IUP Makes Great Impression at Society of American Archaeology Conference

Posted on 4/12/2016 4:16:49 PM

The IUP Anthropology Department was well-represented at the recent Society for American Archaeology Conference in Orlando, Fla. Five faculty members, two undergraduates, and six graduate students presented 13 different posters and papers.

Sarah Neusius chaired a poster session titled "Methodologies for Integrating Eastern Archaic Faunal Databases Using the Digital Archaeological Record (tDAR)" that included the posters "Exploring Taphonomic and Contextural Comparability in Eastern Archaic Faunal Datasets" (Bonnie Styles, Mona Colburn, and Sarah Neusius) and "Developing Demographic Proxies for Archaic Faunal Database Integration" (Scott Rivas, grad student). Neusius also presented the invited paper "Faunal Database Preservation and Collaborative Zooarchaeology by the Eastern Archaic Faunal Working Group" (with Bonnie Styles) in the session "New Methods in Zooarchaeology," which was sponsored by the SAA Zooarchaeology Interest Group. All three presentations are related to Neusius’s NSF grant to preserve datasets and integrate research on the role of aquatic resource use by Archaic period (10-3000 BP) in the Interior of the Eastern woodlands of North America.

Francis Allard presented the paper "Out of Sight and Out of Mind? The Non-Funerary Burial of Objects in Early Southeast China." As vice president of the Society for East Asian Archaeology (SEAA), Allard also hosted a gathering for archaeologists of East and Southeast Asia.

Phil Neusius, Ben Ford, Sarah Neusius, and Bill Chadwick co-authored the paper "Partnering for Preservation: IUP's Role as a State University" in the invited session "Public Agencies and Universities: Partnerships for the Past." The IUP paper highlighted the many agency partnerships that the Anthropology Department has been involved in since 1987. The session was organized by Joe Baker of PennDOT, one of our major current partners. Graduate student and Pennsylvania Highway Archaeology Survey Team Supervisor Katherine Peresolack also presented the paper “The PHAST Way: The PennDOT Highway Archaeological Survey Team” in this session.

Ford presented the poster “The Lake Oneida Durham Boat: A Previously Unrecorded Vessel Type.” This research was supported by an IUP Senate Research Committee Small Grant.

Undergraduates Alsyssa Hyziak and Taylor Napoleon presented posters.
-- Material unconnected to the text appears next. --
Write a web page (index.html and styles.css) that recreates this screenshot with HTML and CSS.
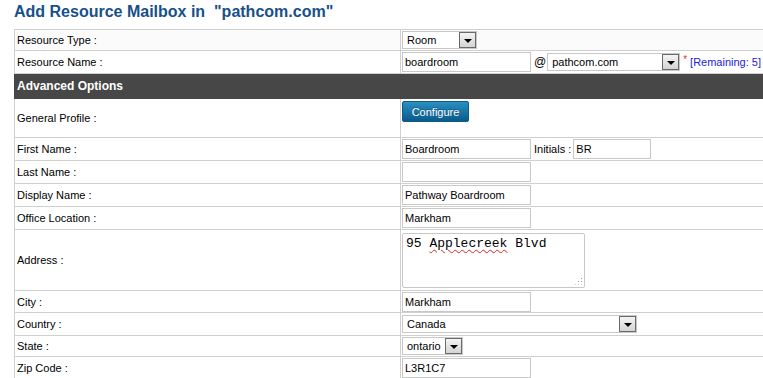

Napoleon’s poster, co-authored with Ford, Rivas, Hyziak, and Emily Falk, was titled “Beyond Fort Walls: Geophysical and Archaeological Investigation of Fort Haldimand, Carleton Island, New York.” Hyziak's poster was titled "Life on the Conemaugh: Spatial Analysis of Artifact Densities of the Monongahela Tradition at the Johnston Site (36IN2) in Southwestern Pennsylvania."

Graduate students also represented the department well. Jay Taylor, Ashley McCuistion, and Cheryl Frankum presented the posters “Tools of the Trade: An Analysis of Tools at Historic Hanna’s Town,” “Spatial Analysis of the DuPont Powder Mill in Southwestern Pennsylvania,” and “How Non-Destructive is XRF: Testing Sample Preparation Techniques for Redware,” respectively. Casey Campetti presented her recently defended thesis in the paper “High and Dry: A Look at the Relict Nipissing of Isle Royale National Park, Michigan.” The department is very proud of the wide variety of cutting-edge research being conducted by our students (and of their complete adoption of the colon-based, academic title system).

Ford also judged the final round of the 12 annual SAA Ethics Bowl, and the department was represented at the CRM Expo by Neusius and Chadwick.

It was good to see department alumni Bret Giles, Laura Ellyson, Renee Walker,Ryan Clark, Jordan Loucks, Laura Short, and Erica Ausel at the conference.